Provided material ▸
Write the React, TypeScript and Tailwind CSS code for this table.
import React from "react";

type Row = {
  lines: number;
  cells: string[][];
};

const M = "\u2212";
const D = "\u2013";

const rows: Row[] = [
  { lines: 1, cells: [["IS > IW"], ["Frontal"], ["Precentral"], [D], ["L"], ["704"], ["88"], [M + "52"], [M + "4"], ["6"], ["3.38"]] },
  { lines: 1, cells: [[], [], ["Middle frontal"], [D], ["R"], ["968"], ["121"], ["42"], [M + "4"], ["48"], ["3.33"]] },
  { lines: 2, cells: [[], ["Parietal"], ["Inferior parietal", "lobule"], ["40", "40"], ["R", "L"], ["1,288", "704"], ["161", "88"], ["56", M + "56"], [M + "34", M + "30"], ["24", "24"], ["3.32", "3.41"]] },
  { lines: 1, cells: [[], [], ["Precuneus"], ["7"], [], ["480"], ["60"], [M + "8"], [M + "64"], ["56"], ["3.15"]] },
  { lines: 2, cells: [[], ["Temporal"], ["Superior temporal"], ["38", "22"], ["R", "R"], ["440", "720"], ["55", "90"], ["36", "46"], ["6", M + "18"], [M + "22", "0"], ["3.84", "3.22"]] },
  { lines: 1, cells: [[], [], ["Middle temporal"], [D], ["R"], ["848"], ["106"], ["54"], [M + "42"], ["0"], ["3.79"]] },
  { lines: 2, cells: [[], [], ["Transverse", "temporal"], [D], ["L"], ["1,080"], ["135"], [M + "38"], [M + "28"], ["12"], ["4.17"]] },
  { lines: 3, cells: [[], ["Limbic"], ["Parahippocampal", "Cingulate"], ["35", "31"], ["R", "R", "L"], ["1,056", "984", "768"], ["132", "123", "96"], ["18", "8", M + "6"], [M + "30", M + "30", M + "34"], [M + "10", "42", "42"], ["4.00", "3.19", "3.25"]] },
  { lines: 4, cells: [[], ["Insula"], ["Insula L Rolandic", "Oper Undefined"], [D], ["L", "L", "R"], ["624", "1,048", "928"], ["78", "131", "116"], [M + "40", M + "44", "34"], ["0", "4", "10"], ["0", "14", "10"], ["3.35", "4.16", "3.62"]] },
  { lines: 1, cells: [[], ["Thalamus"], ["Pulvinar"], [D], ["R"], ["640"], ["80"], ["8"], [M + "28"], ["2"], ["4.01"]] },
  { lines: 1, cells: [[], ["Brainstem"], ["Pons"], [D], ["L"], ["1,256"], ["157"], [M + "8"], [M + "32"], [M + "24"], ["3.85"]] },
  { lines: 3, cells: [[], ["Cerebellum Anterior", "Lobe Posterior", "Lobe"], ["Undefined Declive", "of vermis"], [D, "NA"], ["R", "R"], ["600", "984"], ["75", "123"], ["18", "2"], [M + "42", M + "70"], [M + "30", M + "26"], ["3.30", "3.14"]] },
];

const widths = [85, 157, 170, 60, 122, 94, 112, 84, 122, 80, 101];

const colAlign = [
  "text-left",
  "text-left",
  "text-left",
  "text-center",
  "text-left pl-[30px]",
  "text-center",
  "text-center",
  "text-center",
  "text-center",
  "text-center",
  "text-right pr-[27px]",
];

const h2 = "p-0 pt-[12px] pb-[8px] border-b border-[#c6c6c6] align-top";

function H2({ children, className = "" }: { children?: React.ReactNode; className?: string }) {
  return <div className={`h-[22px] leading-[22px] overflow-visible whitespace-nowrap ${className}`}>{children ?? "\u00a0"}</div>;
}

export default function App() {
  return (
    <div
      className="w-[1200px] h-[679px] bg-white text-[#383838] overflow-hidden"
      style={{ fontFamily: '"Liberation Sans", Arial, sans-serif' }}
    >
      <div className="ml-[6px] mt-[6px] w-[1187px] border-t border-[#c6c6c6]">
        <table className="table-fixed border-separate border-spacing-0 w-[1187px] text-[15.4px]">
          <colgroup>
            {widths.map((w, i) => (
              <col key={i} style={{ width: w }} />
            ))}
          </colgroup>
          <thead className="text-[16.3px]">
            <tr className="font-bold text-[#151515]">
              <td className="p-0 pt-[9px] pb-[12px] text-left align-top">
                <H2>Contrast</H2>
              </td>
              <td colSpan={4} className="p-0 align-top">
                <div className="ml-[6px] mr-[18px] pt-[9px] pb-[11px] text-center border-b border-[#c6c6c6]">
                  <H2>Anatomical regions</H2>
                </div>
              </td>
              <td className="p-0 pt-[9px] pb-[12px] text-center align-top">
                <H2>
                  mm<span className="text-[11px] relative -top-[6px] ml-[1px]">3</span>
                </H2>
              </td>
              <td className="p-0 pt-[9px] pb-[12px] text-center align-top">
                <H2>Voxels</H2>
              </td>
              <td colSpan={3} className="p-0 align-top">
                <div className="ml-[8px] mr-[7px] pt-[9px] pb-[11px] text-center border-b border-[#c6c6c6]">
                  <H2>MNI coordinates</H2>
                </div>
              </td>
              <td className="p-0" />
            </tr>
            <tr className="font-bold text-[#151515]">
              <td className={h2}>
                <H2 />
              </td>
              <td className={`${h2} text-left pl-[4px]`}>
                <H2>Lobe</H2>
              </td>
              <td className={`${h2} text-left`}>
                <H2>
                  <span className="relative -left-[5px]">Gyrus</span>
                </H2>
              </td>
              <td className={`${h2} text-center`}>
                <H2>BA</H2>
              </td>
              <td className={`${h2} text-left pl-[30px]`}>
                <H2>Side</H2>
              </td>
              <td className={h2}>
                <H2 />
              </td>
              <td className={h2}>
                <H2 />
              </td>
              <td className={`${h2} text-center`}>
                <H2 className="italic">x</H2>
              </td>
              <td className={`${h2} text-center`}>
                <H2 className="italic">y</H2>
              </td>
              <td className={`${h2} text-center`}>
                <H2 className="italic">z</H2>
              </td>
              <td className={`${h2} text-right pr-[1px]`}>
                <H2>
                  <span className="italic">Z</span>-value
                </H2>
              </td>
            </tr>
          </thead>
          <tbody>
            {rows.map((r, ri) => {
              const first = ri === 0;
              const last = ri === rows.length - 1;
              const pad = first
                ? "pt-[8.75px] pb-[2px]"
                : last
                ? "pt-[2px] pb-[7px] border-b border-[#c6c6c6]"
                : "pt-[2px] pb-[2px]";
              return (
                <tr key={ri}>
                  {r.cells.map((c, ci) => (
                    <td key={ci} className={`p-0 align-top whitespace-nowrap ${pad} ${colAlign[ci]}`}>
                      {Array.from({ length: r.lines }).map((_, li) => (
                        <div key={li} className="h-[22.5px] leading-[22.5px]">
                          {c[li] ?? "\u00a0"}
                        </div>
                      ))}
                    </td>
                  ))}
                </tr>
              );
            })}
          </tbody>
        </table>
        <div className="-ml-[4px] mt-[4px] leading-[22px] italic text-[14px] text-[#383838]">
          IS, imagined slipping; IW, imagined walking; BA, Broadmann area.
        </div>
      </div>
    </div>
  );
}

Exercise details ▸
Which lines include "React"? Copy each of them out.

Reply ▸
Write the React, TypeScript and Tailwind CSS code for this table.
import React from "react";
function H2({ children, className = "" }: { children?: React.ReactNode; className?: string }) {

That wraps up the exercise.